Some in the legal profession believe cy pres is more a hindrance than a help. Others say it is unethical. Still others say it is unconstitutional.

Perotti bristles at these accusations.

“It surely is not unconstitutional since, in most cases, it is achieved by agreement of the parties, not by court mandate,” he said. “When there is a verdict against a defendant for a specific amount of money, that money must be paid and cannot be returned to the defendant, since that would defy the verdict. In contrast, cy pres happens in the context of settlements, where the parties agree, in advance, what is to happen.”

He believes that class actions, including class settlements, serve twin objectives. One purpose is compensation of class members who are harmed. The other is deterrence of wrongdoing by large corporations.

“After all, what person would sue over a $3 overcharge? But when done to one million customers? You are now talking about real money. The longer the defendant drags out the litigation, the higher the rate of attrition – the loss of the ability to find the class members,” Perotti opined.

His theory is that if a company overcharges customers $3 million, but knows that the penetration rate in class action payments is below 20 percent, they know they will be able to keep most of the money.

“On the other hand, if they know that through a demand by plaintiff counsel for cy pres that they will have to disgorge large portions of money if caught overcharging customers, they are more likely to avoid such misconduct,” he said.

Attorney Ted Frank founded of the Center for Class Action Fairness, which represents defendants in class action cases. He is a leading critic of cy pres. Frank has won some of the leading federal appellate decisions on cy pres.

He feels that the use of the cy pres doctrine does not fulfill the obligations of an attorney.

“An attorney has an obligation to his clients,” Frank explained. “When a lawyer uses cy pres, he is structuring the settlement to give money to charity instead of to his clients. If the charity is affiliated with the attorneys or the defendants or the judge, there are conflicts of interest that should preclude the award.”

3 Comments

  1. Ellsworth Delancey

    March 26, 2014 at 1:02 pm

    I must admit I am a little torn by this. I can see points on both sides. Yes, the companies should not think they can skate by. But lawyers should not use this as a way to enhance their reputations.

  2. Joel Sims

    March 26, 2014 at 2:03 pm

    Cy Pres is an incredible ripoff. It rips off the victims of the defendant’s wrongdoing, because the victims get nothing. Instead, the two legal firms involved make a sweetheart deal and give the money to some “charity” that doesn’t do anything for the victims. A classic example is the Bank of America case, in which BofA colluded with telemarketing swindlers to cheat BofA’s own customers. BofA enabled the frauds by illegally providing private account information to the swindlers, then shared the loot with the crooks. In this classic Cy Pres scheme, the victims got nothing, not one thin dime. Instead, the plaintiffs lawyers got millions, and a donation was made to some purported charity spokesman for privacy rights! The courts should never allow Cy Pres except in the most unusual and compelling circumstances. Anything less is colluding in the cheating of the class victims.

    • Patrick

      March 31, 2014 at 10:29 am

      Joel,

      You make a good point. Cy pres is not at all proper when the class members can be located and actually receive their money back.

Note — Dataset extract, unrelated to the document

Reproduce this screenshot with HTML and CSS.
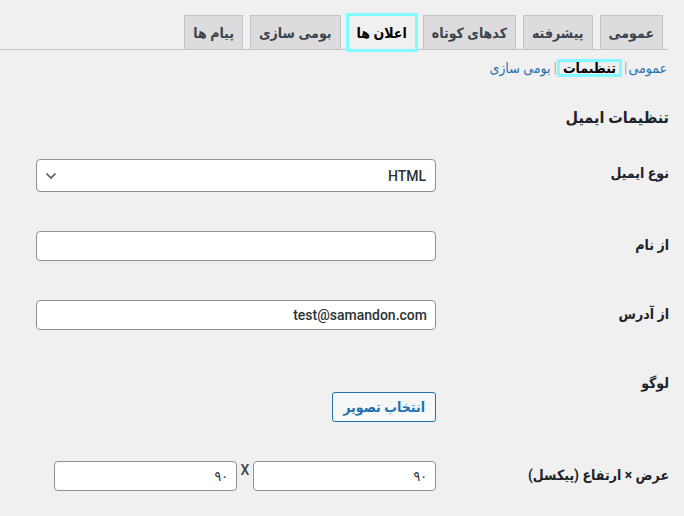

      But cy pres used properly is not a rip off at all. It is exactly to prevent defendant from getting away with a rip off.

      Using a bank, as in your example, let’s say a suit is brought because a bank charged each customer an illegal “federal tariff” of $14 on their account. We investigate and find that there is no such federal tariff. We file suit and the bank is forced to disclose its records which show it charged 5 million customers this illegal fee. That equals $70 million dollars unlawfully collected by the bank.

      If the case goes to trial and the bank loses a judgment of $70 million, it cannot keep the money.

      So what if the case settles, instead? Should the settlement provide any less incentive for the bank to avoid wrongdoing in the future?

      Use a settlement which agrees to pay $10 to each class member. That equals $50 million dollars. Without cy pres, if only 20% of the class members can be found or participate, a huge amount of the supposed “settlement” goes back to the defendant. That does not accomplish any deterrence.

      Cy pres makes sure that every class member who can be found will get their share, and ALSO the money from class members who are not found or do not make their claim does not go back to the wrongdoer.

      Thanks for allowing me to explain that aspect of the process.